Sequencing Technology Adoption and the Power of Informatic 'Lock In'

Gabe Rudy, blogging at our 2 snps, has a really good introduction to sequencing technology and its history. It's worth the read, but I don't entirely agree with the reason given for why ABI SOLiD lost out to Illumina:

Coming to market at the same time, but seeming to have just missed the wave, was the Applied Biosystems (ABI) SOLiD system of parallel sequencing by stepwise ligation. Similar to the Solexa technology of creating extremely high throughput short reads cheaply, SOLiD has the added advantage of reading two bases at a time with a florescent label. Because a single base pair change is reflected in two consecutive di-base measurements, this two-base encoding has inherent accuracy in detecting real single nucleotide variations versus potential sequencing errors. In a seemingly otherwise head-to-head competitive spec sheet with Illumina's Solexa technology, the momentum of the market went to the company that shipped working machines out to the eager sequencing centers first. That prize was won by Illumina by a margin of nearly a year.

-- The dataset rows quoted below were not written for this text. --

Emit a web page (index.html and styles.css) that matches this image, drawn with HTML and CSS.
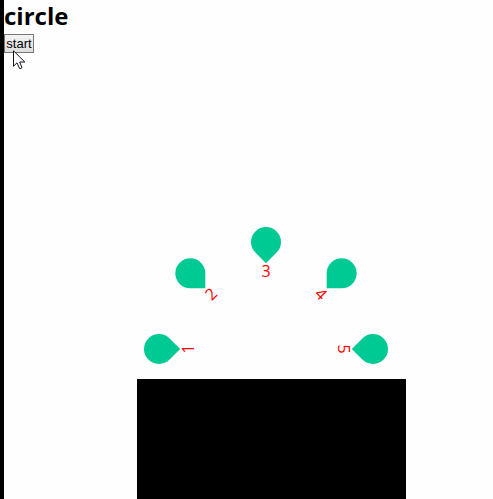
FILE: index.html
```html
<!DOCTYPE html>
<html lang="en">
<head>
<meta charset="utf-8">
<title>circle</title>
<link rel="stylesheet" href="styles.css">
</head>
<body>
<header class="header">
  <h1 class="title">circle</h1>
  <button class="start" type="button">start</button>
  <svg class="cursor" width="13" height="20" viewBox="0 0 13 20" aria-hidden="true">
    <path d="M.5 .8V16.2L4 12.8L6.5 18.4Q8 19 9 17.6L6.7 12H11.8Z" fill="#fff" stroke="#111122"/>
  </svg>
</header>
<main class="scene">
  <ol class="fan">
    <li class="pin pin-1"><span class="drop"></span><span class="number">1</span></li>
    <li class="pin pin-2"><span class="drop"></span><span class="number">2</span></li>
    <li class="pin pin-3"><span class="drop"></span><span class="number">3</span></li>
    <li class="pin pin-4"><span class="drop"></span><span class="number">4</span></li>
    <li class="pin pin-5"><span class="drop"></span><span class="number">5</span></li>
  </ol>
  <div class="base"></div>
</main>
</body>
</html>
```
FILE: styles.css
```css
* {
  box-sizing: border-box;
}

body {
  display: flex;
  flex-direction: column;
  min-height: 100vh;
  margin: 0;
  border-left: 4px solid #000;
  background: #fefefe;
  font-family: "Open Sans", "Noto Sans", sans-serif;
  font-size: 16px;
}

.header {
  position: relative;
  display: flex;
  flex-direction: column;
  align-items: flex-start;
  gap: 2px;
}

.title {
  margin: 0;
  font-size: 24px;
  line-height: 32px;
  font-weight: 700;
}

.start {
  min-width: 30px;
  padding: 0 1px;
  border: 1px solid #767676;
  border-radius: 0;
  background: linear-gradient(#f4f4f4, #dddddd);
  color: #000;
  font: 13px/17px "Liberation Sans", Arial, sans-serif;
}

.cursor {
  position: absolute;
  top: 50px;
  left: 9px;
}

.scene {
  width: 55%;
  margin-top: auto;
  margin-left: 27.2%;
}

.fan {
  display: grid;
  justify-content: center;
  height: 152px;
  margin: 0;
  padding: 0 11px 0 0;
  list-style: none;
}

/* Pins share one cell and fan out around a common centre below them. */
.pin {
  grid-area: 1 / 1;
  display: flex;
  flex-direction: column;
  align-items: center;
  gap: 4px;
  width: 30px;
  transform-origin: 15px 122px;
}

.pin-1 { transform: rotate(-90deg); }
.pin-2 { transform: rotate(-45deg); }
.pin-4 { transform: rotate(45deg); }
.pin-5 { transform: rotate(90deg); }

.drop {
  width: 30px;
  height: 30px;
  border-radius: 50% 50% 0;
  background: #00ca93;
  transform: rotate(45deg);
}

.number {
  color: #f00;
  line-height: 20px;
}

.base {
  height: 120px;
  background: #000;
}
```
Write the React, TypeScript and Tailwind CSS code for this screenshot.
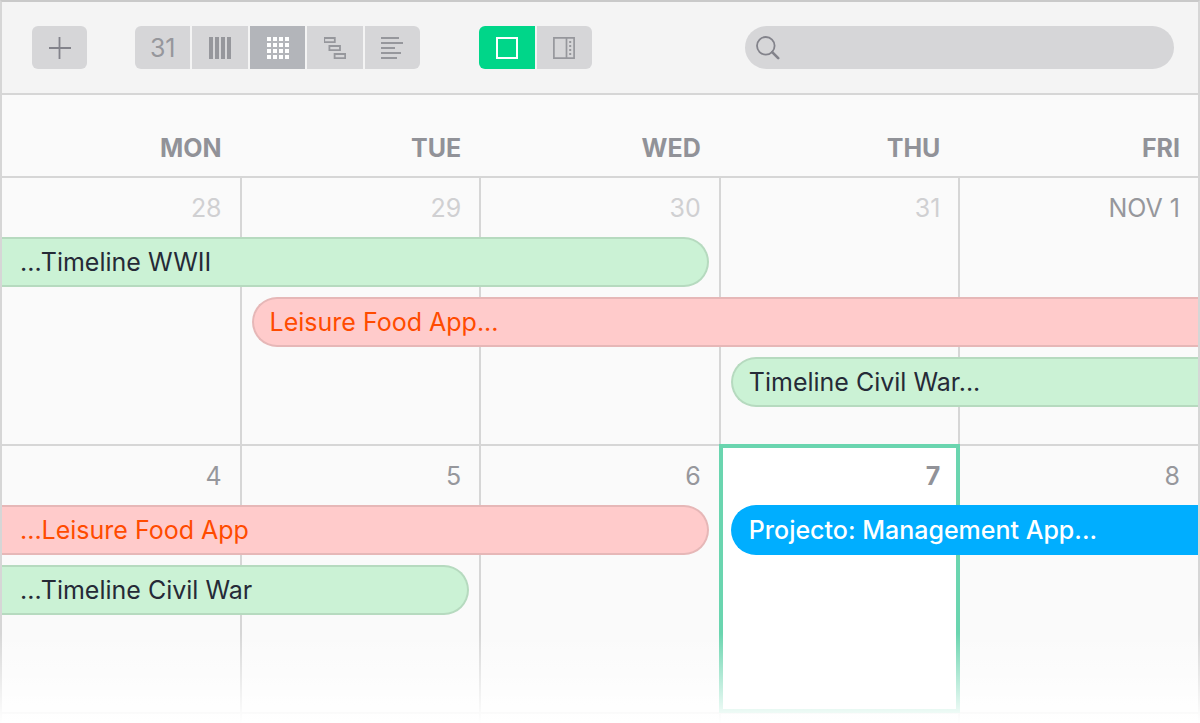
import { useState } from 'react';
import type { ReactNode } from 'react';
import clsx from 'clsx';

type Day = { label: string; muted?: boolean; today?: boolean };
type CalendarEvent = { title: string; tone: 'green' | 'red' | 'blue'; place: string };

const weekdays = ['MON', 'TUE', 'WED', 'THU', 'FRI'];

const columns = ['col-start-1', 'col-start-2', 'col-start-3', 'col-start-4', 'col-start-5'];

const tones = {
  green: 'bg-[#cbf2d5] border-[#b6dabf] text-[#252a37]',
  red: 'bg-[#ffcbcb] border-[#e6b7b7] text-[#ff4b00]',
  blue: 'bg-[#00aeff] border-[#00aeff] text-white font-medium',
};

const weeks: { days: Day[]; events: CalendarEvent[] }[] = [
  {
    days: [
      { label: '28', muted: true },
      { label: '29', muted: true },
      { label: '30', muted: true },
      { label: '31', muted: true },
      { label: 'NOV 1' },
    ],
    events: [
      { title: '...Timeline WWII', tone: 'green', place: 'row-start-2 col-start-1 col-end-4 mr-3 pl-[18px] rounded-r-full border-l-0' },
      { title: 'Leisure Food App...', tone: 'red', place: 'row-start-3 col-start-2 col-end-6 ml-2.5 pl-4 rounded-l-full border-r-0' },
      { title: 'Timeline Civil War...', tone: 'green', place: 'row-start-4 col-start-4 col-end-6 ml-2.5 pl-4 rounded-l-full border-r-0' },
    ],
  },
  {
    days: [{ label: '4' }, { label: '5' }, { label: '6' }, { label: '7', today: true }, { label: '8' }],
    events: [
      { title: '...Leisure Food App', tone: 'red', place: 'row-start-2 col-start-1 col-end-4 mr-3 pl-[18px] rounded-r-full border-l-0' },
      { title: 'Projecto: Management App...', tone: 'blue', place: 'row-start-2 col-start-4 col-end-6 ml-2.5 pl-4 rounded-l-full border-r-0' },
      { title: '...Timeline Civil War', tone: 'green', place: 'row-start-3 col-start-1 col-end-3 mr-3 pl-[18px] rounded-r-full border-l-0' },
    ],
  },
];

function Icon({ children }: { children: ReactNode }) {
  return (
    <svg width="22" height="22" viewBox="0 0 22 22" fill="none" aria-hidden="true">
      {children}
    </svg>
  );
}

const views = [
  { id: 'Day', icon: <span className="text-[25px] leading-6">31</span> },
  {
    id: 'Week',
    icon: (
      <Icon>
        <path d="M0 0h4v22H0zM6 0h4v22H6zM12 0h4v22h-4zM18 0h4v22h-4z" fill="currentColor" />
      </Icon>
    ),
  },
  {
    id: 'Month',
    icon: (
      <Icon>
        {[0, 6, 12, 18].map((y) =>
          [0, 6, 12, 18].map((x) => <rect key={`${x}-${y}`} x={x} y={y} width="4" height="4" fill="currentColor" />)
        )}
      </Icon>
    ),
  },
  {
    id: 'Timeline',
    icon: (
      <Icon>
        <path d="M.2 1h10.6v4.2H.2zM5.4 9h10.6v4.2H5.4zM10.6 17h10.6v4.2H10.6z" stroke="currentColor" strokeWidth="1.8" />
      </Icon>
    ),
  },
  {
    id: 'List',
    icon: (
      <Icon>
        <path d="M0 1h18M0 6h22M0 11h14M0 16h20M0 21h16" stroke="currentColor" strokeWidth="1.8" />
      </Icon>
    ),
  },
];

export default function App() {
  const [view, setView] = useState('Month');
  const [sidebar, setSidebar] = useState(false);
  const [query, setQuery] = useState('');

  return (
    <div className="relative font-['Inter',sans-serif]">
      <div className="flex min-h-screen flex-col overflow-hidden border-x-2 border-t-2 border-x-[#d6d6d6] border-t-[#c9c9c9] bg-[#fafafa]">
        {/* Toolbar */}
        <header className="flex items-center border-b-2 border-[#d6d6d6] bg-[#f4f4f4] py-6 pr-6 pl-[30px] text-[#96979c]">
          <button type="button" aria-label="New event" className="flex h-[43px] w-[55px] items-center justify-center rounded-md bg-[#d6d6d8] text-[#83838b]">
            <Icon>
              <path d="M10.5 0v22M0 11h22" stroke="currentColor" strokeWidth="1.8" />
            </Icon>
          </button>

          <div className="ml-12 flex h-[43px] w-[285px] gap-0.5 overflow-hidden rounded-md">
            {views.map(({ id, icon }) => (
              <button
                key={id}
                type="button"
                aria-label={id}
                onClick={() => setView(id)}
                className={clsx('flex flex-1 items-center justify-center', view === id ? 'bg-[#b3b5ba] text-white' : 'bg-[#d6d6d8]')}
              >
                {icon}
              </button>
            ))}
          </div>

          <div className="ml-[59px] flex h-[43px] w-[113px] gap-0.5 overflow-hidden rounded-md">
            <button
              type="button"
              aria-label="Full view"
              onClick={() => setSidebar(false)}
              className={clsx('flex flex-1 items-center justify-center', sidebar ? 'bg-[#d6d6d8]' : 'bg-[#00d689] text-white')}
            >
              <Icon>
                <rect x="1" y="1" width="20" height="20" stroke="currentColor" strokeWidth="2" />
              </Icon>
            </button>
            <button
              type="button"
              aria-label="Split view"
              onClick={() => setSidebar(true)}
              className={clsx('flex flex-1 items-center justify-center', sidebar ? 'bg-[#00d689] text-white' : 'bg-[#d6d6d8]')}
            >
              <Icon>
                <path d="M.9.9h20.2v20.2H.9zM13.5 1v20" stroke="currentColor" strokeWidth="1.7" />
                <path d="M16.2 4h2v2h-2zM16.2 8h2v2h-2zM16.2 12h2v2h-2zM16.2 16h2v2h-2z" fill="currentColor" />
              </Icon>
            </button>
          </div>

          <label className="ml-auto flex h-[43px] w-[429px] items-center gap-2 rounded-full bg-[#d6d6d8] px-[11px] text-[#83838b]">
            <svg width="24" height="24" viewBox="0 0 24 24" fill="none" stroke="currentColor" strokeLinecap="round" aria-hidden="true">
              <circle cx="9.8" cy="9.8" r="8.8" strokeWidth="1.8" />
              <path d="M16.2 16.2l6 6" strokeWidth="2.6" />
            </svg>
            <input
              type="search"
              aria-label="Search"
              value={query}
              onChange={(e) => setQuery(e.target.value)}
              className="min-w-0 flex-1 bg-transparent text-xl outline-none"
            />
          </label>
        </header>

        {/* Weekday names */}
        <div className="-mr-0.5 grid h-[81px] grid-cols-5 items-end pb-2.5 text-right text-[25px] leading-9 font-bold text-[#919298]">
          {weekdays.map((name) => (
            <div key={name} className="pr-5">{name}</div>
          ))}
        </div>

        {/* Weeks */}
        {weeks.map((week, i) => (
          <section key={i} className="-mr-0.5 grid h-[268px] grid-cols-5 grid-rows-[49px_50px_50px_50px_1fr] gap-y-2.5 border-t-2 border-[#d6d6d6]">
            {week.days.map((day, d) => (
              <div
                key={day.label}
                className={clsx(
                  'row-start-1 row-end-6 text-right text-[25px]',
                  columns[d],
                  day.today
                    ? 'z-10 -mt-0.5 -mb-px -ml-0.5 border-4 border-[#6ad5af] bg-white pr-4 leading-[56px] font-bold text-[#919298]'
                    : 'border-r-2 border-[#d6d6d6] pr-[18px] leading-[60px]',
                  !day.today && (day.muted ? 'text-[#d0d0d2]' : 'text-[#96979c]')
                )}
              >
                {day.label}
              </div>
            ))}
            {week.events.map((event) => (
              <div
                key={event.title}
                className={clsx('z-20 truncate border-2 text-[25px] leading-[46px]', tones[event.tone], event.place)}
              >
                {event.title}
              </div>
            ))}
          </section>
        ))}

        {/* Start of the next week, under the fade */}
        <div className="-mr-0.5 grid min-h-[11px] flex-1 grid-cols-5 border-t-2 border-[#d6d6d6]">
          {weekdays.map((name) => (
            <div key={name} className="border-r-2 border-[#d6d6d6]" />
          ))}
        </div>
      </div>

      <div className="pointer-events-none absolute inset-x-0 bottom-0 z-30 h-[90px] bg-linear-to-b from-white/0 to-white" />
    </div>
  );
}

I don't disagree in the sense that people won't move to a technology they don't have access to, but that doesn't explain why people haven't moved to ABI SOLiD since its release. Another reason why SOLiD hasn't been widely adopted is because of "color space"--the two-base encoding.

Whether the technology is ol' timey Sanger, 454, or Illumina, these technologies are alike in that every individual base in a sequencing read is assigned a probability of being correct (often called a quality score, Q-score, or Q-value). Even though these three technologies work in very different ways, after we process the raw data, we convert it to a file that is a string of bases (e.g., ATG....) along with a Q-score linked to each base, known as FASTQ format. Most downstream informatics processes, whether they be whole genome assembly or looking for nucleotide variation, start with a FASTQ file (which then is often converted into other formats).

SOLiD's di-nucleotide approach, on the other hand, doesn't readily lend itself to Q-scores for individual bases, which means there's one more thing you have to figure out in order to adopt this technology. I don't think this issue should be underestimated, as it really does inhibit people from adopting SOLiD. Granted, if SOLiD were much cheaper and faster than Illumina, then it would have been adopted. But all things being equal--and they were pretty much equal--people are going to stick with data formats they know and are set up to handle. Nobody wants to spend time, effort and money puzzling out one more step when they don't have to.

Don't sell short the power of 'informatic lock in'....

More like this

When you use the PCR procedure it amplifies - (increases the amount) of the DNA so that there is enough to work with.. Without this there would not be enough DNA to work with in terms of running the DNA on gels or using it to make recombinant DNA in a plasmid.

By wirthnancy (not verified) on 19 Nov 2010 #permalink

Hey Mike,

I actually agree with you. I think a big reason SOLiD has a hard time gaining market share is the momentum of the bioinformatics in Illumina's favor. I'll explore this a bit more in my Part 2 of the series. But as to 'informatics lock-in', at the end of the day, ABI is now providing good tools to handle color space alignment and variant calling.

Would things have been different if SOLiD lead Illumina by a year instead of the the other way around? I don't know, but I do think they would have had a chance to get people used to color-space bioinformatics and possibly reached the tipping point of market mind-share.

At this point they have a hard time differentiating from Illumina in cost and throughput, and the extra difficulty of requiring alternative bioinformatics widens the gap even further to switching platforms.